I use either construction adhesive or latex caulk, both come in tubes and you apply it with a caulking gun. Both hold well, go one easily, and dry overnight.
You want to be careful about what type of construction adhesive you buy. Plain Liquid Nails and it’s competitors are solvent based and are said to eat foamboard. There are other types which will say “Safe for Foamboard” right on the tube. I used a product called PL300 with excellent results. Latex caulk also works very well and being latex it is always safe for foamboard. I’d say both products are about equal for sticking down foamboard.
I can’t believe all the great help here. FANTASTIC!

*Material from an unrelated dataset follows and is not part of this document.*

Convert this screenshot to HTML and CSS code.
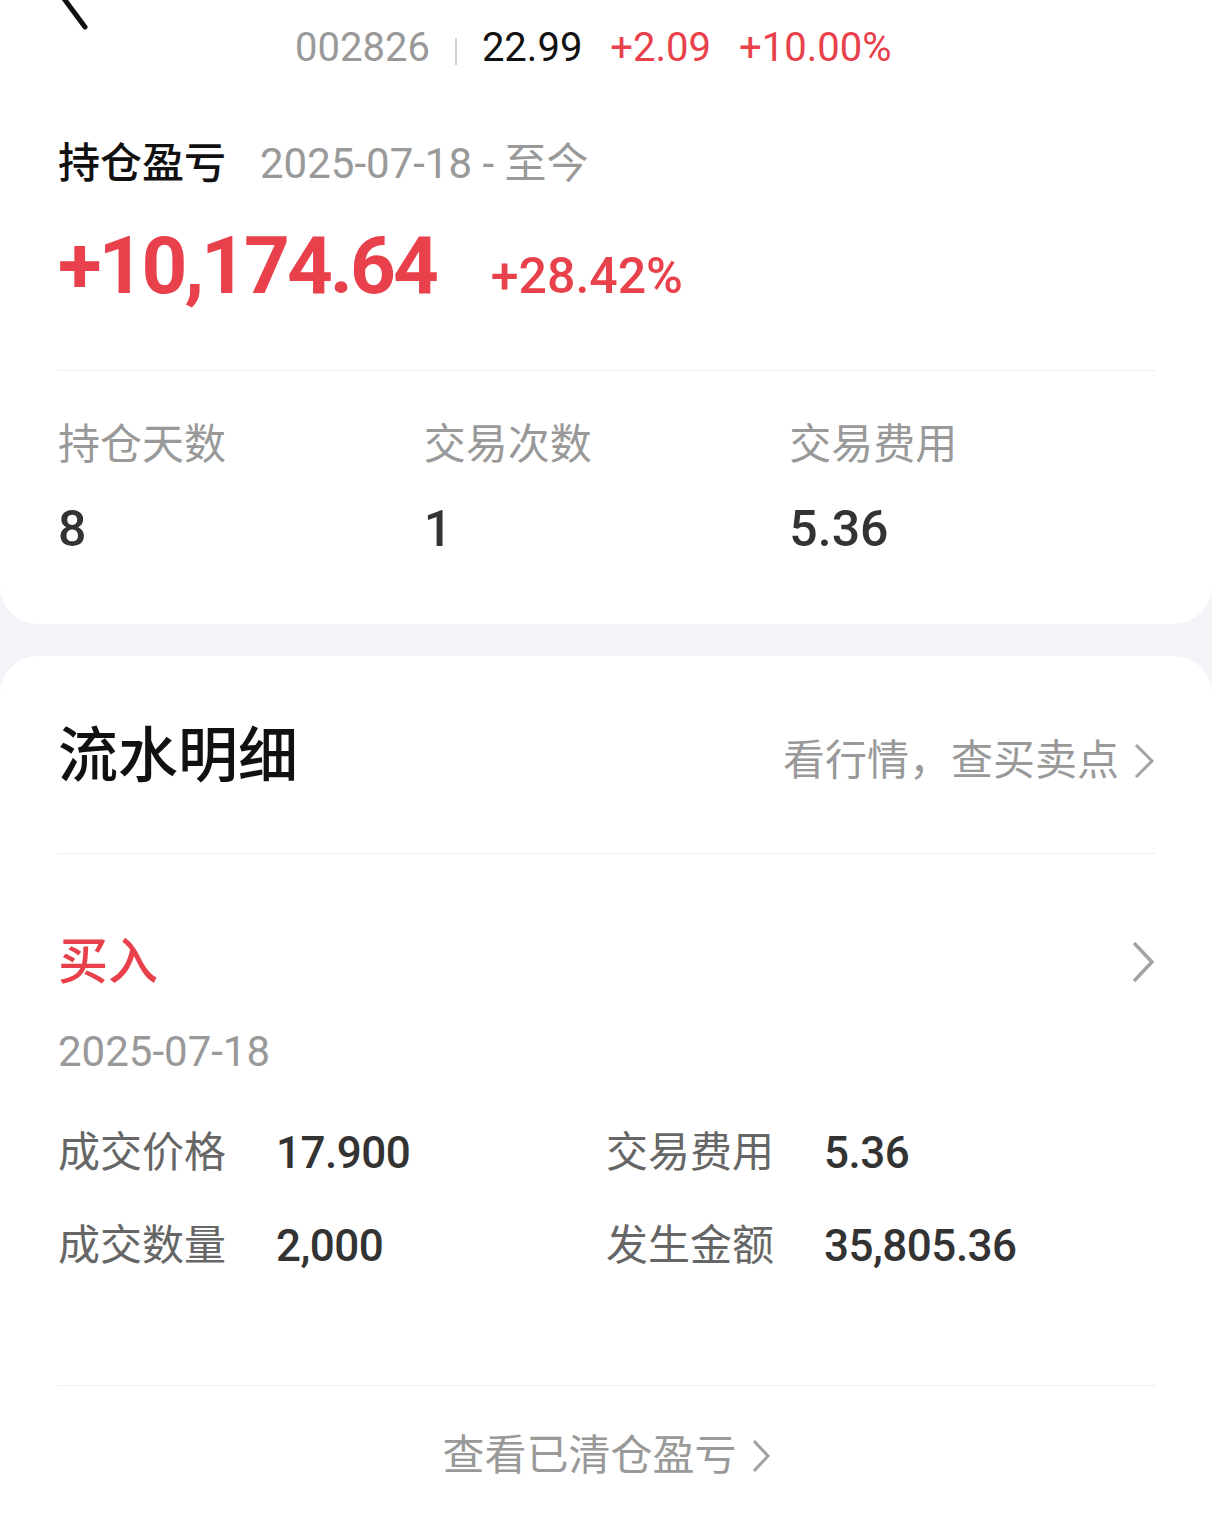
FILE: index.html
```html
<!DOCTYPE html>
<html lang="zh-CN">
<head>
<meta charset="UTF-8">
<meta name="viewport" content="width=device-width, initial-scale=1.0">
<title>持仓盈亏</title>
<link rel="stylesheet" href="styles.css">
</head>
<body>
    <div class="card top-card">
        <div class="quote">
            <svg class="back" width="36" height="34" viewBox="0 0 36 34">
                <polyline points="4,-4 27,27" fill="none" stroke="#111" stroke-width="5" stroke-linecap="round"/>
            </svg>
            <span class="code">002826</span>
            <span class="sep"></span>
            <span class="price">22.99</span>
            <span class="up">+2.09</span>
            <span class="up">+10.00%</span>
        </div>

        <div class="title-row">
            <span class="title">持仓盈亏</span>
            <span class="range">2025-07-18 - 至今</span>
        </div>

        <div class="profit-row">
            <span class="profit">+10,174.64</span>
            <span class="profit-rate">+28.42%</span>
        </div>

        <div class="stats">
            <div class="stat">
                <div class="stat-label">持仓天数</div>
                <div class="stat-value">8</div>
            </div>
            <div class="stat">
                <div class="stat-label">交易次数</div>
                <div class="stat-value">1</div>
            </div>
            <div class="stat">
                <div class="stat-label">交易费用</div>
                <div class="stat-value">5.36</div>
            </div>
        </div>
    </div>

    <div class="card flow-card">
        <div class="flow-head">
            <span class="flow-title">流水明细</span>
            <a class="flow-link" href="#">看行情，查买卖点
                <svg width="22" height="38" viewBox="0 0 22 38">
                    <polyline points="3,3 19,19 3,35" fill="none" stroke="#a3a3a3" stroke-width="3"/>
                </svg>
            </a>
        </div>

        <div class="trade">
            <div class="trade-head">
                <span class="trade-type">买入</span>
                <svg width="24" height="42" viewBox="0 0 24 42">
                    <polyline points="3,2 21,21 3,40" fill="none" stroke="#a3a3a3" stroke-width="3.5"/>
                </svg>
            </div>
            <div class="trade-date">2025-07-18</div>
            <div class="trade-grid">
                <span class="t-label">成交价格</span>
                <span class="t-value">17.900</span>
                <span class="t-label">交易费用</span>
                <span class="t-value">5.36</span>
                <span class="t-label">成交数量</span>
                <span class="t-value">2,000</span>
                <span class="t-label">发生金额</span>
                <span class="t-value">35,805.36</span>
            </div>
        </div>

        <div class="footer">
            <a class="cleared" href="#">查看已清仓盈亏
                <svg width="20" height="34" viewBox="0 0 20 34">
                    <polyline points="3,2 17,17 3,32" fill="none" stroke="#a3a3a3" stroke-width="3"/>
                </svg>
            </a>
        </div>
    </div>
</body>
</html>
```

FILE: styles.css
```css
body {
    margin: 0;
    padding: 0;
    background-color: #f3f4f8;
    font-family: Roboto, "Noto Sans CJK SC", sans-serif;
    color: #333;
}

a {
    text-decoration: none;
}

.card {
    background-color: #fff;
    padding: 0 57px 0 58px;
    box-sizing: border-box;
}

.top-card {
    height: 624px;
    border-radius: 0 0 38px 38px;
}

/* quote line */
.quote {
    position: relative;
    height: 96px;
    line-height: 96px;
    padding-left: 237px;
    display: flex;
    align-items: center;
    gap: 28px;
    font-size: 40px;
}

.back {
    position: absolute;
    left: 0;
    top: 0;
}

.code {
    color: #999;
}

.sep {
    width: 2px;
    height: 27px;
    margin: 6px -3px 0;
    background-color: #d0d0d0;
}

.price {
    color: #111;
}

.up {
    color: #e8414b;
}

/* holding profit */
.title-row {
    margin-top: 38px;
    height: 60px;
    line-height: 60px;
    display: flex;
    gap: 34px;
}

.title {
    font-size: 42px;
    font-weight: 500;
    color: #111;
}

.range {
    font-size: 42px;
    color: #999;
}

.profit-row {
    margin-top: 27px;
    height: 90px;
    line-height: 90px;
    display: flex;
    align-items: baseline;
    gap: 55px;
    color: #e8414b;
    padding-bottom: 59px;
    border-bottom: 1px solid #eee;
}

.profit {
    font-size: 80px;
    font-weight: 700;
    letter-spacing: -3px;
}

.profit-rate {
    font-size: 50px;
    font-weight: 500;
}

.stats {
    display: grid;
    grid-template-columns: repeat(3, 1fr);
    margin-top: 44px;
}

.stat-label {
    height: 60px;
    line-height: 60px;
    font-size: 42px;
    color: #999;
}

.stat-value {
    margin-top: 24px;
    height: 60px;
    line-height: 60px;
    font-size: 50px;
    font-weight: 500;
    color: #333;
}

/* flow detail */
.flow-card {
    margin-top: 32px;
    border-radius: 38px 38px 0 0;
    padding-top: 61px;
    min-height: 880px;
}

.flow-head {
    height: 80px;
    line-height: 80px;
    display: flex;
    justify-content: space-between;
    align-items: center;
    padding-bottom: 56px;
    border-bottom: 1px solid #eee;
}

.flow-title {
    font-size: 60px;
    font-weight: 500;
    color: #111;
}

.flow-link {
    display: flex;
    align-items: center;
    gap: 14px;
    font-size: 42px;
    color: #999;
    margin-top: 8px;
}

.trade {
    padding-bottom: 109px;
    border-bottom: 1px solid #eee;
}

.trade-head {
    margin-top: 78px;
    height: 60px;
    display: flex;
    justify-content: space-between;
    align-items: center;
}

.trade-type {
    font-size: 50px;
    font-weight: 500;
    color: #e8414b;
    line-height: 60px;
}

.trade-date {
    margin-top: 35px;
    height: 50px;
    line-height: 50px;
    font-size: 42px;
    color: #999;
}

.trade-grid {
    margin-top: 46px;
    display: grid;
    grid-template-columns: 218px 330px 218px 1fr;
    grid-auto-rows: 60px;
    row-gap: 33px;
    line-height: 60px;
}

.t-label {
    font-size: 42px;
    color: #666;
}

.t-value {
    font-size: 44px;
    font-weight: 500;
    color: #333;
    letter-spacing: -0.5px;
}

.footer {
    margin-top: 40px;
    display: flex;
    justify-content: center;
}

.cleared {
    display: flex;
    align-items: center;
    gap: 14px;
    height: 60px;
    line-height: 60px;
    font-size: 42px;
    color: #999;
}
```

Any way, I didn’t really mean I was going to need 2 cases of glue it was just my feeble way at trying to be funny. And the gallon thing I had seen some YouTube videos from Trainmasters store layout and they were using some glue that was being poured and spread on with an applicator.
I will give the PL300 a shot I should really only need 3 or 4 tubes.
I will post up some picks when I get it down.
Thanks Again
Duane
High All:
I was able to glue my foam to the bench work yesterday. I got all the books and other things to weigh it down while it dried.
I used Corning 2" Formular 150 and gluing it down with PL 300.
The surface isn’t flat anymore it’s got a slight waviness to it every few inches the full length of the foam. Will it go back to being flat again as time goes? It has been a little over 24 hours drying time before I removed the weight.
I also when applying the foam did slide it around a little to flatten the glue beads out a bit before putting it into final position.
I am really hoping this will not effect things when it comes to the track laying.
This is really at a point of no return and not cost effective for a redo at $26.00 a sheet and I had to buy two.
Thank you for putting up with my crazy questions.
Duane
I think you should not have any problems at all.
I used the same stuff you are using and my layout is still good after 5 years…I used an open grid of 1/2" maple/birch plywood for the framework.
You will find slight variations in foam sheets …even with the same brand…sometimes it can work to your advantage.